The couple is clever with marketing too, updating social media sites with where the food truck will be stationed in the warm weather months, or what varieties they’ve got at the farmers market on any given weekend. Cross-promotions with local events gives Meat Street Pies a fun presence too, an added appeal to the usually younger clientele that frequents food trucks. At the Ice on Whyte outdoor winter festival a couple years ago, the truck was on site serving up hot, stick-to-your-ribs pies for frigid festival-goers. A summer before that, the truck was stationed outside the Westbury Theatre in Old Strathcona selling meat pies before show time and during intermission for a local production of Sweeney Todd (a musical which is notorious for its questionably-produced and filled ‘meat’ pies). The couple is set to do it all again for a coming production of the musical Brigadoon, where the Scottish pie (ground lamb, onion, herbs and spices) will definitely be featured on the menu.  

“We love dressing up and being silly, and meeting customers at the window,” said Thea. “And we’re still doing community events whenever we can.” 

Meat Street pies continues to work at three city markets: the new downtown indoor farmers market on 97 St., the outdoor downtown market on 104 St and the Grand on 124 St.  Consumers will see family-sized nine-inch pies at Ocean Odyssey Inland, Real Deal Meats, Popowich Meats and pub pies at the Blakbar Tavern on Whyte Avenue.  

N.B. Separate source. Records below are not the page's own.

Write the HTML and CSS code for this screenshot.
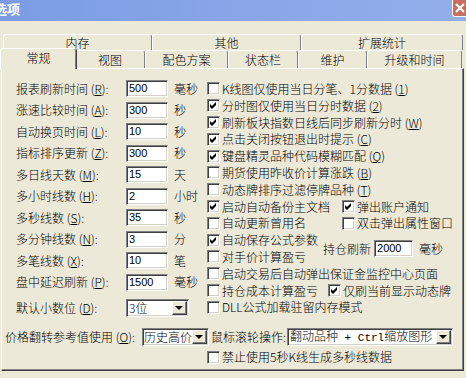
FILE: index.html
```html
<!DOCTYPE html>
<html lang="zh-CN">
<head>
<meta charset="utf-8">
<title>选项</title>
<link rel="stylesheet" href="styles.css">
</head>
<body>
<div class="window">
  <div class="titlebar">
    <span class="title">选项</span>
    <span class="close"><svg width="12" height="12" viewBox="0 0 12 12"><path d="M2 2 L10 10 M10 2 L2 10" stroke="#fff" stroke-width="2"/></svg></span>
  </div>
  <div class="tabs">
    <div class="tabrow back">
      <div class="tab">内存</div>
      <div class="tab">其他</div>
      <div class="tab">扩展统计</div>
    </div>
    <div class="tabrow front">
      <div class="tab sel">常规</div>
      <div class="tab">视图</div>
      <div class="tab">配色方案</div>
      <div class="tab">状态栏</div>
      <div class="tab">维护</div>
      <div class="tab">升级和时间</div>
    </div>
  </div>
  <div class="panel">
    <div class="cols">
      <div class="left">
        <div class="row"><span class="lbl">报表刷新时间 (<u>R</u>):</span><span class="field">500</span><span class="unit">毫秒</span></div>
        <div class="row"><span class="lbl">涨速比较时间 (<u>A</u>):</span><span class="field">300</span><span class="unit">秒</span></div>
        <div class="row"><span class="lbl">自动换页时间 (<u>L</u>):</span><span class="field">10</span><span class="unit">秒</span></div>
        <div class="row"><span class="lbl">指标排序更新 (<u>Z</u>):</span><span class="field">300</span><span class="unit">秒</span></div>
        <div class="row"><span class="lbl">多日线天数 (<u>M</u>):</span><span class="field">15</span><span class="unit">天</span></div>
        <div class="row"><span class="lbl">多小时线数 (<u>H</u>):</span><span class="field">2</span><span class="unit">小时</span></div>
        <div class="row"><span class="lbl">多秒线数 (<u>S</u>):</span><span class="field">35</span><span class="unit">秒</span></div>
        <div class="row"><span class="lbl">多分钟线数 (<u>N</u>):</span><span class="field">3</span><span class="unit">分</span></div>
        <div class="row"><span class="lbl">多笔线数 (<u>X</u>):</span><span class="field">10</span><span class="unit">笔</span></div>
        <div class="row"><span class="lbl">盘中延迟刷新 (<u>P</u>):</span><span class="field">1500</span><span class="unit">毫秒</span></div>
        <div class="row row-dec"><span class="lbl">默认小数位 (<u>D</u>):</span><span class="select s-dec"><span class="val">3位</span><span class="btn"><span class="arrow"></span></span></span></div>
      </div>
      <div class="right">
        <div class="ck"><span class="cb"></span>K线图仅使用当日分笔、1分数据 (<u>1</u>)</div>
        <div class="ck"><span class="cb on"><svg width="7" height="7" viewBox="0 0 7 7"><path d="M0 2 L2 4 L6 0 L6 3 L2 7 L0 5 Z" fill="#000"/></svg></span>分时图仅使用当日分时数据 (<u>2</u>)</div>
        <div class="ck"><span class="cb on"><svg width="7" height="7" viewBox="0 0 7 7"><path d="M0 2 L2 4 L6 0 L6 3 L2 7 L0 5 Z" fill="#000"/></svg></span>刷新板块指数日线后同步刷新分时 (<u>W</u>)</div>
        <div class="ck"><span class="cb on"><svg width="7" height="7" viewBox="0 0 7 7"><path d="M0 2 L2 4 L6 0 L6 3 L2 7 L0 5 Z" fill="#000"/></svg></span>点击关闭按钮退出时提示 (<u>C</u>)</div>
        <div class="ck"><span class="cb on"><svg width="7" height="7" viewBox="0 0 7 7"><path d="M0 2 L2 4 L6 0 L6 3 L2 7 L0 5 Z" fill="#000"/></svg></span>键盘精灵品种代码模糊匹配 (<u>Q</u>)</div>
        <div class="ck"><span class="cb"></span>期货使用昨收价计算涨跌 (<u>B</u>)</div>
        <div class="ck"><span class="cb"></span>动态牌排序过滤停牌品种 (<u>T</u>)</div>
        <div class="pair">
          <div class="ck first"><span class="cb on"><svg width="7" height="7" viewBox="0 0 7 7"><path d="M0 2 L2 4 L6 0 L6 3 L2 7 L0 5 Z" fill="#000"/></svg></span>启动自动备份主文档</div>
          <div class="ck"><span class="cb on"><svg width="7" height="7" viewBox="0 0 7 7"><path d="M0 2 L2 4 L6 0 L6 3 L2 7 L0 5 Z" fill="#000"/></svg></span>弹出账户通知</div>
        </div>
        <div class="pair">
          <div class="ck first"><span class="cb"></span>自动更新曾用名</div>
          <div class="ck"><span class="cb"></span>双击弹出属性窗口</div>
        </div>
        <div class="hold">
          <div class="ck"><span class="cb on"><svg width="7" height="7" viewBox="0 0 7 7"><path d="M0 2 L2 4 L6 0 L6 3 L2 7 L0 5 Z" fill="#000"/></svg></span>自动保存公式参数</div>
          <div class="refresh"><span>持仓刷新</span><span class="field f-hold">2000</span><span class="unit">毫秒</span></div>
          <div class="ck"><span class="cb"></span>对手价计算盈亏</div>
        </div>
        <div class="ck"><span class="cb"></span>启动交易后自动弹出保证金监控中心页面</div>
        <div class="pair">
          <div class="ck first narrow"><span class="cb"></span>持仓成本计算盈亏</div>
          <div class="ck"><span class="cb on"><svg width="7" height="7" viewBox="0 0 7 7"><path d="M0 2 L2 4 L6 0 L6 3 L2 7 L0 5 Z" fill="#000"/></svg></span>仅刷当前显示动态牌</div>
        </div>
        <div class="ck"><span class="cb"></span>DLL公式加载驻留内存模式</div>
      </div>
    </div>
    <div class="flip">
      <span class="lbl-wide">价格翻转参考值使用 (<u>O</u>):</span>
      <span class="select s-hist"><span class="val">历史高价</span><span class="btn"><span class="arrow"></span></span></span>
      <span class="lbl-mid">鼠标滚轮操作:</span>
      <span class="select s-wheel"><span class="val">翻动品种<span class="mono"> + Ctrl</span>缩放图形</span><span class="btn"><span class="arrow"></span></span></span>
    </div>
    <div class="ck last"><span class="cb"></span>禁止使用5秒K线生成多秒线数据</div>
  </div>
</div>
</body>
</html>
```

FILE: styles.css
```css
* { box-sizing: border-box; }
html, body { margin: 0; padding: 0; }
body {
  width: 466px;
  height: 378px;
  overflow: hidden;
  background: #ECE9D8;
  font-family: "Noto Sans CJK SC", "Liberation Sans", sans-serif;
  font-size: 12px;
  font-weight: 300;
  line-height: 14px;
  color: #000;
}
u { text-decoration: underline; text-underline-offset: 1px; }

.titlebar {
  height: 21px;
  background: linear-gradient(to right, #7b9ce4, #8aa7e8 60%, #93aeea);
  display: flex;
  justify-content: space-between;
  align-items: flex-start;
}
.title {
  color: #fff;
  font-weight: bold;
  font-size: 13px;
  line-height: 17px;
  margin-left: -6px;
}
.close {
  width: 14px;
  height: 17px;
  background: #c8705f;
  border-left: 1px solid #fff;
  border-bottom: 1px solid #fff;
  border-radius: 0 0 0 3px;
  display: flex;
  align-items: center;
  justify-content: center;
}

.tabs { margin-top: 13px; }
.tabrow { display: grid; }
.tabrow.back {
  padding-left: 3px;
  grid-template-columns: 149px 149px 162px;
  grid-template-rows: 16px;
}
.tabrow.front {
  padding-left: 2px;
  grid-template-columns: 73px 70px 83px 70px 69px 95px;
  grid-template-rows: 18px;
}
.tab {
  border-top: 1px solid #fff;
  border-left: 1px solid #fff;
  border-right: 1px solid #808080;
  border-radius: 3px 3px 0 0;
  text-align: center;
  background: #ECE9D8;
}
.back .tab { line-height: 15px; }
.front .tab { line-height: 17px; }
.tab.sel {
  position: relative;
  z-index: 1;
  height: 21px;
  margin: -2px -2px -1px -2px;
  line-height: 17px;
  border-right-color: #404040;
  box-shadow: inset -1px 0 #808080;
}

.panel {
  margin-left: 1px;
  width: 463px;
  height: 303px;
  border: 1px solid;
  border-color: #fff #404040 #404040 #fff;
  box-shadow: inset -1px -1px #808080;
}
.cols { display: flex; align-items: flex-start; }
.left {
  width: 205px;
  flex: none;
  padding-top: 9px;
  padding-left: 14px;
}
.row {
  height: 21.5px;
  display: flex;
  align-items: center;
  white-space: nowrap;
}
.lbl { width: 110px; flex: none; }
.field {
  width: 42px;
  height: 17px;
  flex: none;
  background: #fff;
  border: 1px solid;
  border-color: #808080 #fff #fff #808080;
  box-shadow: inset 1px 1px #404040, inset -1px -1px #d4d0c8;
  font-family: "Liberation Sans", sans-serif;
  font-weight: 400;
  font-size: 11px;
  line-height: 15px;
  padding-left: 2px;
}
.unit { margin-left: 6px; }
.row-dec { margin-top: 4.5px; }

.select {
  display: flex;
  align-items: center;
  height: 18px;
  flex: none;
  background: #fff;
  border: 1px solid;
  border-color: #808080 #fff #fff #808080;
  box-shadow: inset 1px 1px #404040, inset -1px -1px #d4d0c8;
  padding: 1px;
}
.select .val { flex: 1; padding-left: 1px; white-space: nowrap; line-height: 14px; }
.select .btn {
  width: 15px;
  height: 14px;
  flex: none;
  background: #ECE9D8;
  border: 1px solid;
  border-color: #fff #404040 #404040 #fff;
  box-shadow: inset -1px -1px #808080;
  display: flex;
  align-items: center;
  justify-content: center;
}
.arrow {
  width: 0;
  height: 0;
  border-left: 4px solid transparent;
  border-right: 4px solid transparent;
  border-top: 4px solid #000;
  margin-right: 1px;
}
.s-dec { width: 63px; }
.s-hist { width: 67px; }
.s-hist .val { padding-left: 0; }
.s-wheel { width: 166px; }
.mono { font-family: "Liberation Mono", monospace; font-size: 11px; font-weight: 400; }

.right { flex: 1; padding-top: 11.6px; }
.ck {
  display: flex;
  align-items: center;
  height: 16.8px;
  white-space: nowrap;
}
.cb {
  width: 13px;
  height: 13px;
  flex: none;
  margin-right: 2px;
  background: #fff;
  border: 1px solid;
  border-color: #808080 #fff #fff #808080;
  box-shadow: inset 1px 1px #404040, inset -1px -1px #d4d0c8;
  display: flex;
  align-items: center;
  justify-content: center;
}
.cb svg { display: block; }
.pair { display: flex; }
.pair .first { width: 135px; flex: none; }
.pair .first.narrow { width: 121px; }

.hold {
  display: grid;
  grid-template-columns: 116px auto;
  grid-template-rows: 16.8px 16.8px;
}
.hold .refresh {
  grid-column: 2;
  grid-row: 1 / span 2;
  display: flex;
  align-items: center;
  white-space: nowrap;
}
.f-hold { width: 39px; margin-left: 3px; }
.hold .ck:last-child { grid-column: 1; grid-row: 2; }

.flip {
  display: flex;
  align-items: center;
  height: 20px;
  margin-top: 7.5px;
  padding-left: 3px;
  white-space: nowrap;
}
.lbl-wide { width: 137px; flex: none; }
.lbl-mid { width: 78px; flex: none; padding-left: 2px; }
.ck.last { margin-top: 2px; padding-left: 205px; height: 17px; }
```
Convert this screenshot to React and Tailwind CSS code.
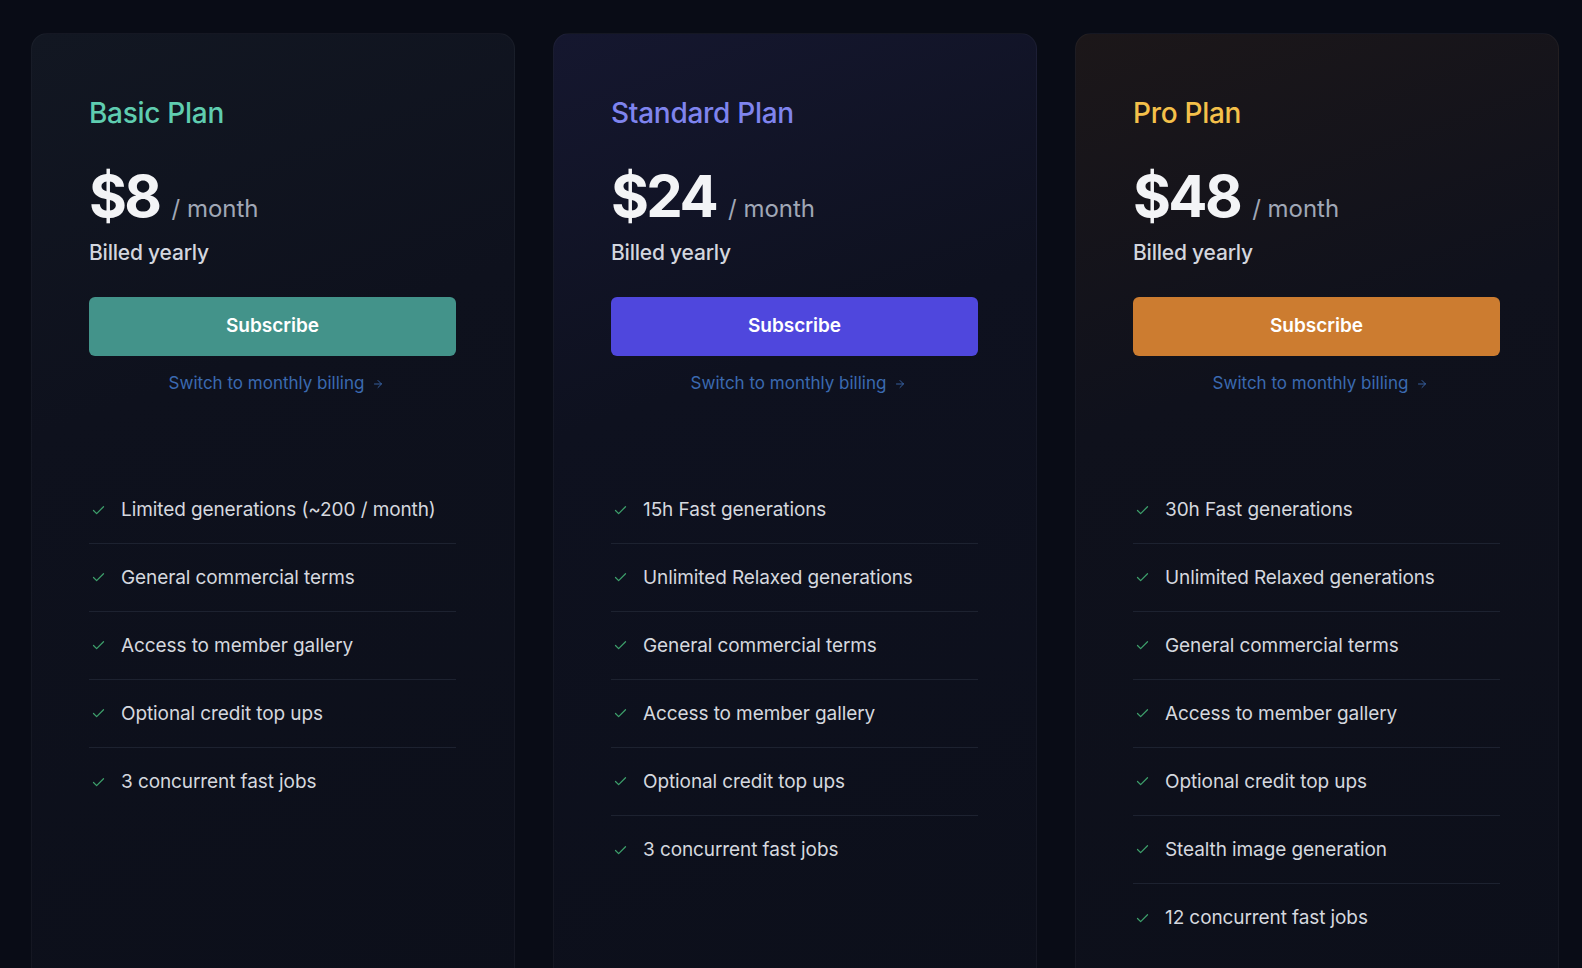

At the Meat Street Pies storefront in Sherwood Park, the chilled showcase includes the same variety of traditional, savoury pies made famous on the Avis’ food truck. Kitchen manager Stephanie Jackson says customers order online for pickup or delivery, or can stop in to browse the selection of family-sized pies.  

“In these changing times, the retail side is the biggest part of our business. We work with customers on freezer orders, deliver to their home or meet them at the curb,” she said.